‘Education is the only inheritance I can give my children’
It is every parent’s dream to see their children get a quality education. Unfortunately, most children from low-income homes drop out of school because they can’t afford to pay fees, or buy uniforms, and school supplies. It is the same predicament Christine encountered, but thanks to her fish-selling business, her children are now able to enjoy the one privilege she never did. Getting an education.
In 2003 the then administration under the leadership of the late President, Mwai Kibaki, introduced free primary education in Kenya. It was a relief for parents who now only had to think about secondary school and probably university. Sadly, we are not out of the woods yet since there are still uniforms and school supplies that parents have to purchase. Vice Versa Global had a sit down with Christine Makongo, a single mother of three who resides in Kibra. She narrates how she navigates through tough economic times to educate her remaining daughter.

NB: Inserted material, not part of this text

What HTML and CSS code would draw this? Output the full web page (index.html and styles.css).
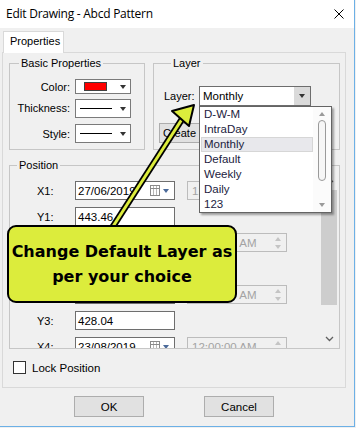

Christine Makongo was born and raised in Vihiga County in a family of eight – six sisters and two brothers. As their parents were not formally employed, she and her siblings struggled to get an education because their family relied on farm products. ‘As a first born I had high hopes of making it to secondary school but I had to drop out of class 8, which shattered my dreams,’ she says.
‘I got married when I was still young. As a young inexperienced woman, I could not cope with the hardship of life with my husband so I moved back to my parents but the situation only worsened. I had departed alone, but returned with two children,’ she says laughing. ‘I then decided to leave the village and head to Nairobi to stay with a friend in Kibra. I had to sweet talk my parents to let me leave my kids with them so that I could travel to Nairobi alone.’
‘When I got here, I never stopped thinking about my children’s education. I vowed that if any of my kids wanted to study, I would sacrifice all I could to ensure they got it. Even so, it wasn’t easy,’ she says. ‘Since I lived with a friend I had to find casual jobs and try to at least buy something for the house. Eventually, I landed a job as a housekeeper. The mistreatment in that house was awful. I remember I would work the whole day on an empty stomach. Since I didn’t want to go back to the village or let my two children lack education, I persisted. At the end of the first year, I got pregnant again for my third child who is now in form two.’
A domestic worker’s job is not permanent because when you become pregnant, your boss will just find another housekeeper. Initially, Christine wasn’t worried because she knew she had a husband and the suffering was over. Unfortunately, she found herself without a job or a husband, and with a baby to take care of. She had to look for casual jobs to keep up with the demands of her school-going children.
The Fish Business
‘One day a friend of mine came to my house and after hearing about my struggle, cunningly told me that I had to open a business. I quickly looked for funds and told her that I was ready and that was when she introduced me to the fish business. By then my daughter was five so leaving her behind with the neighbour’s children was not a problem. Slowly I started stabilizing and from paying rent of one thousand shillings (ten dollars), I was able to move to a house of 3,500 (35 dollars) a month.’
‘For ten years now I have been selling fish and I have no regrets. I go to the market either in Gikomba or Olympic every day. My business is not big but I am happy because if I take a loan, I can easily repay it. I can pay my bills and my daughter can do her shopping when she returns to school. The rest are married so she is the only one left,’ she says.
She admits that for the thirty years she has been in Kibra, life has never been easy. January is always the worst month for her since she has to worry about school. At the moment, her daughter is going to form two and she is worried about where she will get her school fees. ‘Last year I took a loan of 30,000 to take my daughter to school when she was joining form one. I am thinking of taking another loan.’
‘Seeing my daughter at school makes me work extra hard every single day. Being that I was not privileged to attend secondary school, I want my daughter to study until she tells me it’s enough. I have to sell fish to pay my bills, school fees for my daughter, and other necessities. I didn’t give up hope even at the height of the pandemic when business was seriously affected. I sell small tilapia and am famously referred to as Mama Samaki. The way I prepare it makes my fish the most appealing, and you will be attracted to it even from afar. But the price of buying it is not favourable to us but we keep pushing.’
‘I have no property, house, or business that I can leave to my kids. The only thing I can do is educate whoever is willing. It’s the only inheritance I can leave them. That’s why I have been selling fish for ten years now. I have always told my children that if they want to study, I’ll provide the school fees – that’s a promise I made to them,’ Christine adds as she winds up.